Problem details: Beginning with the first line, set down every line through the one containing "import React from 'react';", exactly as it appears, but not the pictures.
★ ★ ★ ★ ★
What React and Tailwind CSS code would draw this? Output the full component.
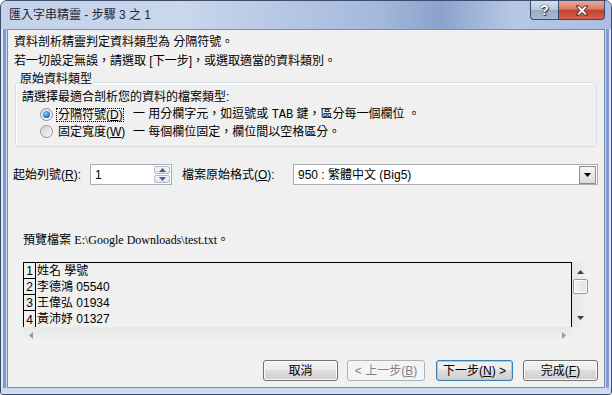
import React from 'react';

// 按鈕
const Btn = ({ children, className = '', focused, disabled }) => (
  <div
    className={`h-[21px] flex items-center justify-center whitespace-nowrap rounded-[3px] border text-[12px] leading-none ${className} ${
      disabled
        ? 'border-[#adb2b5] bg-[#f4f4f4] text-[#838383]'
        : focused
        ? 'border-[#3c7fb1] bg-[linear-gradient(#f2f2f2_0%,#ebebeb_50%,#dddddd_50%,#cfcfcf_100%)] shadow-[inset_0_0_0_1px_#8fd3f5] text-black'
        : 'border-[#707070] bg-[linear-gradient(#f2f2f2_0%,#ebebeb_50%,#dddddd_50%,#cfcfcf_100%)] shadow-[inset_0_0_0_1px_#fcfcfc] text-black'
    }`}
  >
    {children}
  </div>
);

const Radio = ({ checked }) => (
  <div className="w-[13px] h-[13px] shrink-0 rounded-full border border-[#8e8f8f] bg-[linear-gradient(135deg,#d9dbdc,#fbfbfb)] flex items-center justify-center">
    {checked ? (
      <div className="w-[7px] h-[7px] rounded-full bg-[radial-gradient(circle_at_40%_35%,#8ed1ff,#2a6fd0_60%,#0f3f8f)]" />
    ) : (
      <div className="w-[9px] h-[9px] rounded-full bg-[linear-gradient(135deg,#cfd1d3,#f4f4f4)]" />
    )}
  </div>
);

const Tri = ({ dir = 'down', color = '#000' }) => (
  <svg width="7" height="4" viewBox="0 0 7 4">
    {dir === 'down' ? <path d="M0 0h7L3.5 4z" fill={color} /> : <path d="M0 4h7L3.5 0z" fill={color} />}
  </svg>
);

const rows = [
  ['1', '姓名 學號'],
  ['2', '李德鴻 05540'],
  ['3', '王偉弘 01934'],
  ['4', '黃沛妤 01327'],
];

export default function App() {
  return (
    <div className="w-[612px] h-[395px] bg-white font-['Liberation_Sans','Noto_Sans_CJK_TC',sans-serif] text-[12px] text-black whitespace-nowrap">
      <div className="w-[612px] h-[395px] flex flex-col overflow-hidden rounded-t-[7px] rounded-b-[3px] border border-[#3d4c69] bg-[#c6d4ec]">
        {/* 標題列 */}
        <div className="h-[28px] shrink-0 flex justify-between items-start bg-[linear-gradient(to_right,#c4d2ea_0%,#c9d6ec_30%,#b2c4e4_50%,#a3b8dc_62%,#8ba2cc_72%,#b6c8e6_84%,#a9bee2_100%)]">
          <div className="pl-[8px] pt-[7px] leading-[14px] text-[12px] text-[#1b2536]">匯入字串精靈 - 步驟 3 之 1</div>
          <div className="flex mr-[6px] h-[19px]">
            <div className="w-[29px] h-[19px] rounded-bl-[4px] border border-t-0 border-[#3b4a66] bg-[linear-gradient(#d5dfec_0%,#b9c7da_50%,#97a9c3_52%,#a9bad2_100%)] flex items-center justify-center text-white font-bold text-[14px] leading-none [text-shadow:0_0_1px_#2a3448,0_0_1px_#2a3448,1px_1px_1px_#2a3448]">
              ?
            </div>
            <div className="w-[46px] h-[19px] rounded-br-[4px] border border-t-0 border-l-0 border-[#3b4a66] bg-[linear-gradient(#e9a99a_0%,#d87a67_45%,#c4412c_52%,#d2604b_100%)] flex items-center justify-center">
              <svg width="14" height="11" viewBox="0 0 14 11">
                <path d="M1 1h3.5l2.5 2.6L9.5 1H13L9 5.5 13 10H9.5L7 7.4 4.5 10H1l4-4.5z" fill="#fff" stroke="#3a2a2a" strokeWidth="1" strokeLinejoin="round" />
              </svg>
            </div>
          </div>
        </div>

        <div className="flex flex-1">
          {/* 左框 */}
          <div className="w-[6px] bg-[linear-gradient(to_right,#dfe7f4_0px,#dfe7f4_2px,#7d9cd4_2px,#7d9cd4_5px,#c8d6ed_5px)]" />

          {/* 視窗內容 */}
          <div className="w-[598px] h-[359px] border border-[#7f8ca6] bg-[#f0f0f0] flex flex-col">
            <div className="mt-[3px] ml-[6px] leading-[19px]">資料剖析精靈判定資料類型為 分隔符號。</div>
            <div className="ml-[6px] leading-[19px]">若一切設定無誤，請選取 [下一步]，或選取適當的資料類別。</div>

            {/* 原始資料類型 */}
            <div className="mt-[11px] ml-[7px] w-[582px] h-[65px] shrink-0 border border-[#d5dfe5] rounded-[3px] shadow-[inset_1px_1px_0_#fff] flex flex-col">
              <div className="-mt-[11px] ml-[3px] px-[1px] w-fit bg-[#f0f0f0] leading-[14px]">原始資料類型</div>
              <div className="mt-[4px] ml-[6px] leading-[14px]">請選擇最適合剖析您的資料的檔案類型:</div>
              <div className="mt-[2px] h-[17px] flex items-center">
                <div className="ml-[24px]"><Radio checked /></div>
                <div className="ml-[3px] w-[68px] h-[14px] shrink-0 border border-dotted border-black flex items-center pl-[1px] leading-none">
                  分隔符號(<u>D</u>)
                </div>
                <div className="ml-[9px]">一 用分欄字元，如逗號或 <span className="font-['Liberation_Mono']">TAB</span> 鍵，區分每一個欄位 。</div>
              </div>
              <div className="h-[17px] flex items-center">
                <div className="ml-[24px]"><Radio /></div>
                <div className="ml-[5px] w-[75px] shrink-0 leading-none">固定寬度(<u>W</u>)</div>
                <div>一 每個欄位固定，欄位間以空格區分。</div>
              </div>
            </div>

            {/* 起始列號 / 檔案原始格式 */}
            <div className="mt-[17px] h-[21px] flex items-center">
              <div className="ml-[5px] w-[77px] shrink-0">起始列號(<u>R</u>):</div>
              <div className="w-[82px] h-[21px] shrink-0 border border-[#abadb3] bg-white flex items-center justify-between">
                <span className="pl-[4px]">1</span>
                <div className="w-[16px] h-[17px] mr-[1px] flex flex-col gap-[1px]">
                  <div className="flex-1 border border-[#b5bcc7] rounded-[2px] bg-[linear-gradient(#f2f5fa,#dde4ee)] flex items-center justify-center"><Tri dir="up" color="#4a5e80" /></div>
                  <div className="flex-1 border border-[#b5bcc7] rounded-[2px] bg-[linear-gradient(#f2f5fa,#dde4ee)] flex items-center justify-center"><Tri color="#4a5e80" /></div>
                </div>
              </div>
              <div className="ml-[10px] w-[111px] shrink-0">檔案原始格式(<u>O</u>):</div>
              <div className="w-[305px] h-[21px] shrink-0 border border-[#abadb3] bg-white flex items-center justify-between">
                <span className="pl-[4px]">950 : 繁體中文 (Big5)</span>
                <div className="w-[17px] h-[18px] mr-[1px] border border-[#8f8f8f] bg-[linear-gradient(#f6f6f6,#dadada)] flex items-center justify-center">
                  <Tri />
                </div>
              </div>
            </div>

            <div className="mt-[48px] ml-[15px] leading-[14px]">
              預覽檔案 <span className="font-['Liberation_Serif']">E:\Google Downloads\test.txt</span>。
            </div>

            {/* 預覽 */}
            <div className="mt-[15px] ml-[15px] grid grid-cols-[549px_17px] grid-rows-[65px_16px]">
              <div className="border-t border-l border-r border-black overflow-hidden">
                {rows.map(([n, t], i) => (
                  <div key={n} className="h-[16px] flex">
                    <div className={`w-[12px] shrink-0 border-r border-black flex items-end justify-center text-[12px] leading-[13px] ${i < 3 ? 'border-b' : ''}`}>
                      {n}
                    </div>
                    <div className="pl-[1px] leading-[16px] whitespace-pre">{t}</div>
                  </div>
                ))}
              </div>
              <div className="bg-[linear-gradient(to_right,#e6e6e6,#f2f2f2)] flex flex-col items-center">
                <div className="mt-[8px]"><Tri dir="up" color="#404040" /></div>
                <div className="mt-[5px] w-[15px] h-[15px] rounded-[2px] border border-[#979797] bg-[linear-gradient(to_right,#f3f3f3,#e2e2e2)] shadow-[inset_0_0_0_1px_#fff]" />
                <div className="mt-[22px]"><Tri color="#404040" /></div>
              </div>
              <div className="bg-[linear-gradient(#e8e8e8,#f3f3f3)] flex items-center justify-between px-[6px]">
                <svg width="4" height="7" viewBox="0 0 4 7"><path d="M4 0v7L0 3.5z" fill="#9a9a9a" /></svg>
                <svg width="4" height="7" viewBox="0 0 4 7"><path d="M0 0v7l4-3.5z" fill="#9a9a9a" /></svg>
              </div>
              <div />
            </div>

            {/* 按鈕 */}
            <div className="mt-[17px] pr-[6px] flex justify-end">
              <Btn className="w-[75px]">取消</Btn>
              <Btn className="ml-[9px] w-[78px]" disabled>&lt; 上一步(<u>B</u>)</Btn>
              <Btn className="ml-[11px] w-[77px]" focused>下一步(<u>N</u>) &gt;</Btn>
              <Btn className="ml-[10px] w-[75px]">完成(<u>F</u>)</Btn>
            </div>
          </div>

          {/* 右框 */}
          <div className="w-[6px] bg-[linear-gradient(to_left,#dfe7f4_0px,#dfe7f4_2px,#7d9cd4_2px,#7d9cd4_5px,#c8d6ed_5px)]" />
        </div>
        {/* 下框 */}
        <div className="h-[6px] shrink-0 bg-[linear-gradient(#c8d6ed,#d6e0f0)]" />
      </div>
    </div>
  );
}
★ ★ ★ ★ ★
Answer:
What React and Tailwind CSS code would draw this? Output the full component.
import React from 'react';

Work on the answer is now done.